- **Problem to solve**: Select the lines that hold the word "this" and copy each one.

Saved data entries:

(begin)

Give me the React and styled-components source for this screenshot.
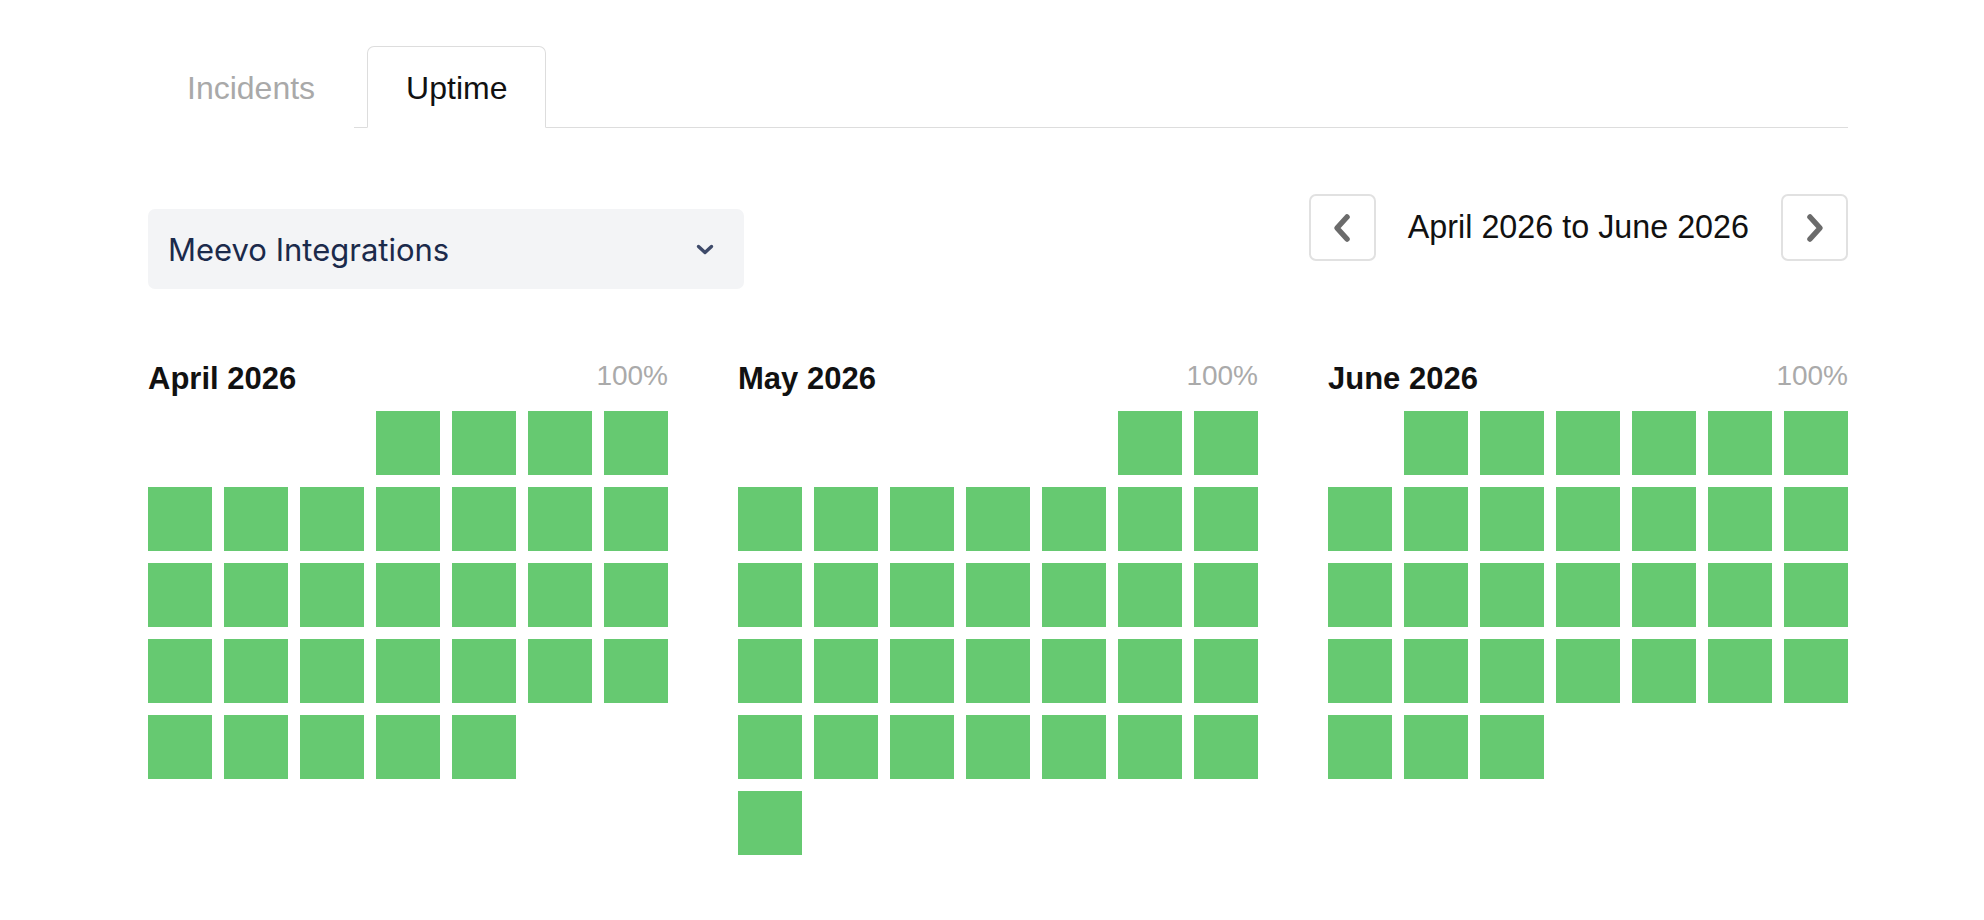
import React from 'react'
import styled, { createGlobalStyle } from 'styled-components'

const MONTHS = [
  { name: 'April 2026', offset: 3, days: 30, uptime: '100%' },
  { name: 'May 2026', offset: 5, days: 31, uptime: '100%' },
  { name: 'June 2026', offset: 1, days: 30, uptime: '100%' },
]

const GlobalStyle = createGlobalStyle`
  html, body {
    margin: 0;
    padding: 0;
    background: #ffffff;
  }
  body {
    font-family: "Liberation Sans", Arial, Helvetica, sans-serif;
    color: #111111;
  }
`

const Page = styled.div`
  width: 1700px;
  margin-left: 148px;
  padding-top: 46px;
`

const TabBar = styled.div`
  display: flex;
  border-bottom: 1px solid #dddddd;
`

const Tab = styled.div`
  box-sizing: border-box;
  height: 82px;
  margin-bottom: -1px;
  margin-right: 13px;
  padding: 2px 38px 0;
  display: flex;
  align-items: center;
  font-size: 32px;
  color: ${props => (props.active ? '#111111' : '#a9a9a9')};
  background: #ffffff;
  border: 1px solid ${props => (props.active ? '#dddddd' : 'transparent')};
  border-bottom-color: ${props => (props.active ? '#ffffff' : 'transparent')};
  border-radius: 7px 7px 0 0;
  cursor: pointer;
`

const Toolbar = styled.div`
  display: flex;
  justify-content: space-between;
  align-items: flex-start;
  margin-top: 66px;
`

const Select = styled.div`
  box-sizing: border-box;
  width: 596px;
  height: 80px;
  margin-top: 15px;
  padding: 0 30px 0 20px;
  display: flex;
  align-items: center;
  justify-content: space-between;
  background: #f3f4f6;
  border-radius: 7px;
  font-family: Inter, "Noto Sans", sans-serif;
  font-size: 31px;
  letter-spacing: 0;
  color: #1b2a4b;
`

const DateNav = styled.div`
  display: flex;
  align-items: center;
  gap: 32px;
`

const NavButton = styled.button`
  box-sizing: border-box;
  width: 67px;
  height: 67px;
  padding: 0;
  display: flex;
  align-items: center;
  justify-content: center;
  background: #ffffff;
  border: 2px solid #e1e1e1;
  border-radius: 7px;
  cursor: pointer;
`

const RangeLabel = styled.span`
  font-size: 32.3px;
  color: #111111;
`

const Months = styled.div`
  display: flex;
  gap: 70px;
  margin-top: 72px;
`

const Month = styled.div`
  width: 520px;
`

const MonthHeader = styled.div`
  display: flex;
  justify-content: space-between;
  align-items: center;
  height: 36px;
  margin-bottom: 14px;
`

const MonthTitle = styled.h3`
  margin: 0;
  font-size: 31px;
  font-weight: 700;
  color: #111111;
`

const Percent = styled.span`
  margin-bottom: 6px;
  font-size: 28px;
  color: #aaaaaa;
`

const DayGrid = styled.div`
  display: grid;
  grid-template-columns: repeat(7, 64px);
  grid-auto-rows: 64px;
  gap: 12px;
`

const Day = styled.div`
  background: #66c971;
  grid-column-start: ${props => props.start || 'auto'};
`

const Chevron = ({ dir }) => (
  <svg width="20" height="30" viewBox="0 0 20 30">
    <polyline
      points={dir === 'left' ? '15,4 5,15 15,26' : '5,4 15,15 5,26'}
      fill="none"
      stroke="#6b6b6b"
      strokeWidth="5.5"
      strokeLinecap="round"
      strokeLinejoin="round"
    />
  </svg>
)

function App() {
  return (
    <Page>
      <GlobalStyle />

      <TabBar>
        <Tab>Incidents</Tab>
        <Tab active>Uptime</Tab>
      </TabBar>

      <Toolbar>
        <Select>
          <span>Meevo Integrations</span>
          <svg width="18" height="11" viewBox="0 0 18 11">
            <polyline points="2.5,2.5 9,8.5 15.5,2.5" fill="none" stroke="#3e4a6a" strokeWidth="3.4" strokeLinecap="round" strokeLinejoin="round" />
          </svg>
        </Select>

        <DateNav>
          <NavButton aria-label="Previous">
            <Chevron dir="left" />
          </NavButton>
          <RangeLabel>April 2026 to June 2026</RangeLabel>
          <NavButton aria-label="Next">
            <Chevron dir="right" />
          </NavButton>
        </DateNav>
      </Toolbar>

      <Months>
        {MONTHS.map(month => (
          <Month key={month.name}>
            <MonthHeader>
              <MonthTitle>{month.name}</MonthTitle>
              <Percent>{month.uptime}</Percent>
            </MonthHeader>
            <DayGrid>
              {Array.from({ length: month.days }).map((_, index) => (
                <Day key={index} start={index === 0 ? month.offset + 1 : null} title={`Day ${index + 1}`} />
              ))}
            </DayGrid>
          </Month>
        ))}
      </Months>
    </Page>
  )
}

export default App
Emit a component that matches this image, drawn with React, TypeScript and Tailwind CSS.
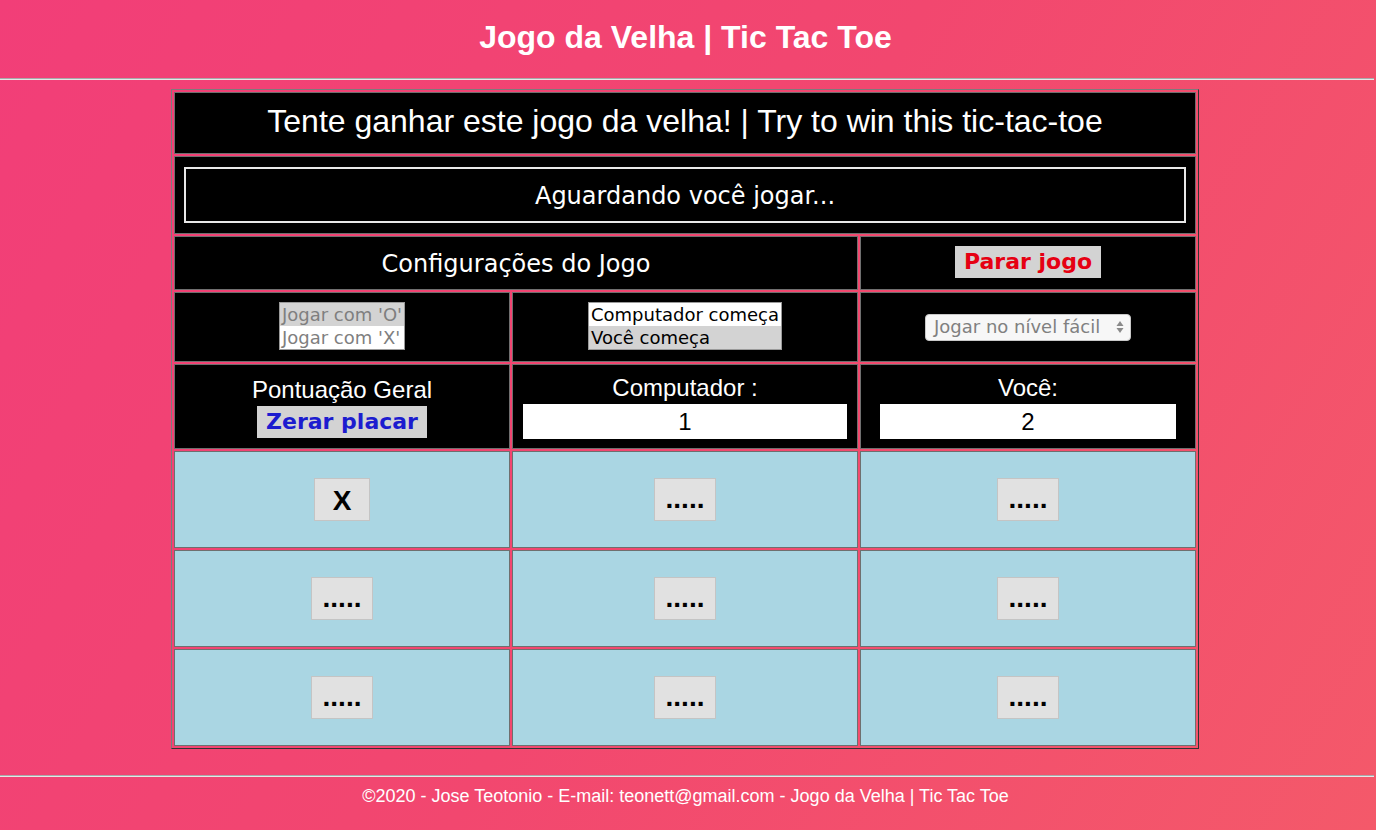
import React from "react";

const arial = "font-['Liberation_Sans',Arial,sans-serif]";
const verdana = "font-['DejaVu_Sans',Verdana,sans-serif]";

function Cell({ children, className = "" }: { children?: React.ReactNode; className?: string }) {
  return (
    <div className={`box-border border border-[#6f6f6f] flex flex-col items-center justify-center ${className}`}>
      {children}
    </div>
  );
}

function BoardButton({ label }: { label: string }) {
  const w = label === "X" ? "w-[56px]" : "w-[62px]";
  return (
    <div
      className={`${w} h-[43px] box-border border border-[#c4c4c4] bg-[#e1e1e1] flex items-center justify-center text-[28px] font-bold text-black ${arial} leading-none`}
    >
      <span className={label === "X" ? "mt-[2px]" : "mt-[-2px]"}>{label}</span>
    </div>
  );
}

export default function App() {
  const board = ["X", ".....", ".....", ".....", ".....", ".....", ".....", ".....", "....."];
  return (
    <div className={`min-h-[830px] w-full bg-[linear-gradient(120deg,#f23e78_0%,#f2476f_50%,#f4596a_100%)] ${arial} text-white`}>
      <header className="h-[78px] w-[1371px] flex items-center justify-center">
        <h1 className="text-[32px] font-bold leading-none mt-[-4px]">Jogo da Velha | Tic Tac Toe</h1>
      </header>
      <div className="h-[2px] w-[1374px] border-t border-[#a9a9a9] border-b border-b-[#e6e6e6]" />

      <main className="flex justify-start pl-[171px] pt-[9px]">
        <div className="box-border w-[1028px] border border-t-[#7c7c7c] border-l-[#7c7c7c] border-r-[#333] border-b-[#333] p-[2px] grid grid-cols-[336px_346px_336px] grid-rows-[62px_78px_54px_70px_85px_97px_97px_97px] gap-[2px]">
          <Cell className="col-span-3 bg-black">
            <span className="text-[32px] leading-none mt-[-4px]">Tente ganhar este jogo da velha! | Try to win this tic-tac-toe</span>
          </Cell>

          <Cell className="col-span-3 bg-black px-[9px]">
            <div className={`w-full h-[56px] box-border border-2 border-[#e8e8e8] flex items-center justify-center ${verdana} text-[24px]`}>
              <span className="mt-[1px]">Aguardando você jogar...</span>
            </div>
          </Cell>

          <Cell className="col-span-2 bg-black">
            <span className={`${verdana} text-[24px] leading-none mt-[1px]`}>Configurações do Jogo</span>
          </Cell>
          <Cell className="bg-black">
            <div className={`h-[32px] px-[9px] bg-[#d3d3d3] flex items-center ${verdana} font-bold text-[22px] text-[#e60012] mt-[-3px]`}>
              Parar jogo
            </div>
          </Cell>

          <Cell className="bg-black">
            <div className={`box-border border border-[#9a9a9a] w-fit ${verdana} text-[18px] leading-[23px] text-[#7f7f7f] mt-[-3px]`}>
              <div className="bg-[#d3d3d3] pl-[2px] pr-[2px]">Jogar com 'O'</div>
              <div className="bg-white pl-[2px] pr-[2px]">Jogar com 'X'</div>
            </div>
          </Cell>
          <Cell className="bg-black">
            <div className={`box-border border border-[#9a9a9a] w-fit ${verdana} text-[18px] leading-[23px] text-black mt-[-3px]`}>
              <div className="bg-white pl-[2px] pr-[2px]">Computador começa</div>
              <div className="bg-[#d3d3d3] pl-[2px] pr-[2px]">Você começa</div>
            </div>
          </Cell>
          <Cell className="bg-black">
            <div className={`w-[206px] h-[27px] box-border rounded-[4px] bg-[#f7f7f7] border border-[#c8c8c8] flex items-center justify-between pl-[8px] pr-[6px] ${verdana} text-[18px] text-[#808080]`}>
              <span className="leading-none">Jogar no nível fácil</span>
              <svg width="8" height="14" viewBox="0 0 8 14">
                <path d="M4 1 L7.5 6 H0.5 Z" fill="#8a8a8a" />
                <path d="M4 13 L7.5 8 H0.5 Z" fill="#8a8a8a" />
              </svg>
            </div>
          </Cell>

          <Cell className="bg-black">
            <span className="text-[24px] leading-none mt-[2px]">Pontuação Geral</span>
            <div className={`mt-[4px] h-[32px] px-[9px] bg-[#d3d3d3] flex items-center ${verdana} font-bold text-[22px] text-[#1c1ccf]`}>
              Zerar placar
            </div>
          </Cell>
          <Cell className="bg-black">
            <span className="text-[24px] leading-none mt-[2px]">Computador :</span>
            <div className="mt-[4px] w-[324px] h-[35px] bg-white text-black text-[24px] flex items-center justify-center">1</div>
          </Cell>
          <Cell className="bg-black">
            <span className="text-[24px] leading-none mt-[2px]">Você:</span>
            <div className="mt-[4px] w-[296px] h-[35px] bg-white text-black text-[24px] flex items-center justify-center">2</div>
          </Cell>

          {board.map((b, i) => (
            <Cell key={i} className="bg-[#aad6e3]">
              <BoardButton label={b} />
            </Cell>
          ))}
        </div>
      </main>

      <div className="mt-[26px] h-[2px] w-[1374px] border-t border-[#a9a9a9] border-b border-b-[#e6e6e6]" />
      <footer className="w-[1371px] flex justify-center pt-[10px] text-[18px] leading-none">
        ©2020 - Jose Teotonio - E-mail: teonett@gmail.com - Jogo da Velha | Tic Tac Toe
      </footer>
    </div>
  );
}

(end)

- **Full solution**:
Give me the React and styled-components source for this screenshot.
Emit a component that matches this image, drawn with React, TypeScript and Tailwind CSS.
            <span className="text-[32px] leading-none mt-[-4px]">Tente ganhar este jogo da velha! | Try to win this tic-tac-toe</span>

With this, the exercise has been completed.